US government shutdown threatens global market stability US government shutdown threatens global market stability

The United States is once again on the brink of a government shutdown, raising serious concerns for investors both at home and overseas, warns the CEO of one of the world’s largest independent financial advisory and asset management firms.

Congress has so far failed to approve the required funding bills, with the deadline expiring tomorrow. Without a last-minute agreement, large sections of the federal government will be forced to shut down.

The looming impasse comes amid soaring deficits, a slowing economy, and political divisions deeper than at any point in decades.

Nigel Green, CEO of deVere Group, comments: “Gold prices have already surged to record highs as investors move into safe-haven assets. Treasury yields are oscillating, with history pointing to declines during shutdowns, but the political rancour and concerns over debt could push them higher this time. The US dollar, which remains the global reserve currency, is vulnerable to shifts in confidence.”

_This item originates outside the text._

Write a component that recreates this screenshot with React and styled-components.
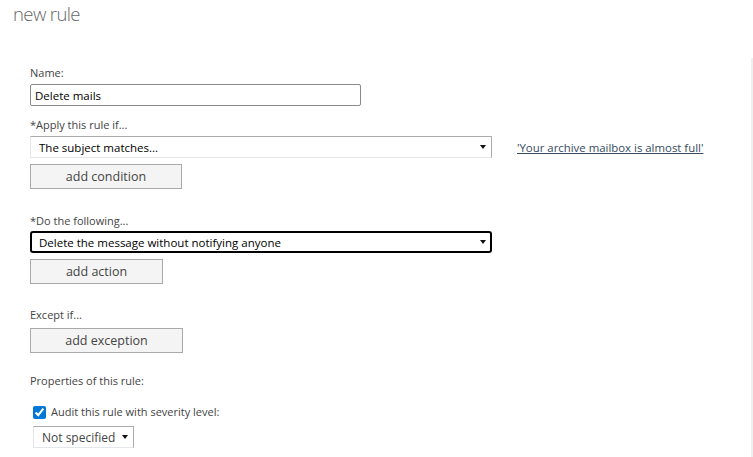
import React from "react";
import styled, { createGlobalStyle } from "styled-components";

const Global = createGlobalStyle`
  html, body { margin: 0; padding: 0; background: #fff; }
  body { font-family: "Open Sans", "Noto Sans", sans-serif; color: #444; }
  * { box-sizing: border-box; }
`;

const Page = styled.div`
  width: 753px;
  height: 457px;
  overflow: hidden;
  display: flex;
  flex-direction: column;
`;

const Header = styled.header`
  height: 58px;
  padding: 0 13px;
`;

const Title = styled.h1`
  margin: 0;
  font-size: 18.5px;
  font-weight: 300;
  letter-spacing: -0.6px;
  line-height: 28px;
  color: #666;
`;

const Body = styled.main`
  flex: 1;
  border-right: 2px solid #f0f0f0;
  padding: 7px 0 0 30px;
  display: flex;
  flex-direction: column;
`;

const Section = styled.section`
  display: flex;
  flex-direction: column;
  align-items: flex-start;
  margin-top: ${(p) => p.$mt || 0}px;
`;

const Label = styled.div`
  font-size: 11px;
  line-height: 16px;
  color: #444;
  margin-bottom: ${(p) => p.$mb ?? 3}px;
`;

const TextInput = styled.input`
  width: 331px;
  height: 22px;
  border: 1px solid #8a8a8a;
  border-radius: 2px;
  padding: 0 4px;
  font-family: inherit;
  font-size: 11.5px;
  color: #000;
  outline: none;
`;

const Row = styled.div`
  display: flex;
  align-items: center;
  gap: 25px;
`;

const SelectBox = styled.div`
  position: relative;
  width: ${(p) => p.$w}px;
  height: 22px;
  display: flex;
  align-items: center;
  padding-left: ${(p) => p.$pl || 8}px;
  font-size: 11.5px;
  color: #000;
  background: #fff;
  border: ${(p) => (p.$focused ? "2px solid #000" : "1px solid")};
  border-color: ${(p) => (p.$focused ? "#000" : "#ababab #ababab #e3e6ea #e3e6ea")};
  border-radius: ${(p) => (p.$focused ? "3px" : "0")};
  ${(p) => p.$focused && "padding-left: 7px;"}
`;

const Arrow = styled.span`
  position: absolute;
  right: ${(p) => p.$r || 5}px;
  top: 50%;
  margin-top: -2px;
  width: 0;
  height: 0;
  border-left: 3.5px solid transparent;
  border-right: 3.5px solid transparent;
  border-top: 4px solid #111;
`;

const Link = styled.a`
  font-size: 11.4px;
  color: #364a5e;
  text-decoration: underline;
  cursor: pointer;
`;

const Button = styled.button`
  width: ${(p) => p.$w}px;
  height: 25px;
  margin-top: ${(p) => p.$mt ?? 6}px;
  background: #f4f4f4;
  border: 1px solid #a9a9a9;
  border-radius: 0;
  font-family: inherit;
  font-size: 12.5px;
  color: #444;
  padding: 0;
`;

const CheckRow = styled.label`
  display: flex;
  align-items: center;
  gap: 5px;
  margin-left: 3px;
  font-size: 11px;
  line-height: 16px;
  color: #444;
`;

const Check = styled.input`
  margin: 0;
  width: 13px;
  height: 13px;
  accent-color: #0078d7;
`;

const Severity = styled(SelectBox)`
  margin-left: 3px;
  margin-top: 6px;
  font-size: 12px;
  color: #444;
`;

export default function App() {
  return (
    <Page>
      <Global />
      <Header>
        <Title>new rule</Title>
      </Header>
      <Body>
        <Section>
          <Label>Name:</Label>
          <TextInput defaultValue="Delete mails" />
        </Section>

        <Section $mt={11}>
          <Label>*Apply this rule if...</Label>
          <Row>
            <SelectBox $w={462}>
              The subject matches...
              <Arrow $r={5} />
            </SelectBox>
            <Link>'Your archive mailbox is almost full'</Link>
          </Row>
          <Button $w={152}>add condition</Button>
        </Section>

        <Section $mt={24}>
          <Label $mb={2}>*Do the following...</Label>
          <SelectBox $w={462} $focused>
            Delete the message without notifying anyone
            <Arrow $r={4} />
          </SelectBox>
          <Button $w={133}>add action</Button>
        </Section>

        <Section $mt={23}>
          <Label $mb={5}>Except if...</Label>
          <Button $w={153} $mt={0}>add exception</Button>
        </Section>

        <Section $mt={20}>
          <Label $mb={15}>Properties of this rule:</Label>
          <CheckRow>
            <Check type="checkbox" defaultChecked />
            Audit this rule with severity level:
          </CheckRow>
          <Severity $w={101}>
            Not specified
            <Arrow $r={5} />
          </Severity>
        </Section>
      </Body>
    </Page>
  );
}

He continues: “Shutdowns are not the same as defaults, but they send a damaging signal about political dysfunction in the world’s largest economy.

“Investors everywhere are forced to reassess risk, and that has ripple effects across asset classes and geographies.

“Shutdowns in the past have tended to be short and economically manageable, yet this one is being viewed with more trepidation.”

Since 1950, the US has experienced 21 shutdowns, most lasting only a few days. The longest, between 2018 and 2019, stretched on for 35 days and resulted in an estimated $3 billion of permanently lost output. During that episode, the S&P 500 corrected, yields fell, and overall confidence weakened.

What makes the current risk more concerning is the wider context: slowing global growth, ongoing geopolitical shocks, and tighter monetary conditions.

“This is happening at a time when investors are already grappling with an unpredictable environment,” says Nigel Green.

“It magnifies volatility and could accelerate the flight of international capital away from US markets.

“We’ve already seen allocations to the US shrinking in recent times, and another political standoff could reinforce that trend.”

Another often-overlooked consequence of a shutdown is the interruption of government data releases.

Agencies may stop publishing crucial economic reports, including employment statistics and inflation data. Markets rely heavily on these indicators to gauge corporate earnings prospects, set expectations on interest rates, and shape currency valuations.

“Without them, speculation fills the void, raising the risk of mispricing and abrupt swings,” notes the deVere CEO.

“Investors base decisions on reliable information. If reports on employment or consumer prices are delayed, it doesn’t just inconvenience economists, it destabilises markets and complicates central bank policy. The absence of data at a critical time can cause lasting damage to sentiment.”

Equity markets are especially at risk. While short shutdowns are often shrugged off, longer ones can dent confidence and spark sell-offs. Companies reliant on government contracts or regulatory approvals may face revenue delays, while consumer confidence tends to slip, which can feed into lower spending and weaker earnings.

For international investors, the symbolism is as important as the direct impact. Although the US remains the largest and most liquid market in the world, repeated shutdown threats highlight political instability. This undermines the dollar’s role as a safe-haven asset and strengthens the case for diversification.

“Investors should not be paralysed by political drama in Washington, but they should be pragmatic,” says Nigel Green.

“Holding quality companies with strong fundamentals remains essential. Diversification across geographies and asset classes is more critical than ever. Alternative assets, including gold, are once again proving their worth as part of a balanced portfolio.”

Even if a temporary solution is found, the political gridlock in Washington shows little sign of easing. Long-term agreements remain elusive, and the deepening polarisation means the risk of future shutdowns is unlikely to disappear.

Nigel Green concludes: “Markets can live with economic cycles, even with inflationary pressures and shifting monetary policy.

“What undermines confidence most is dysfunction at the top. Every shutdown erodes the credibility of the US as a dependable steward of the global economy.”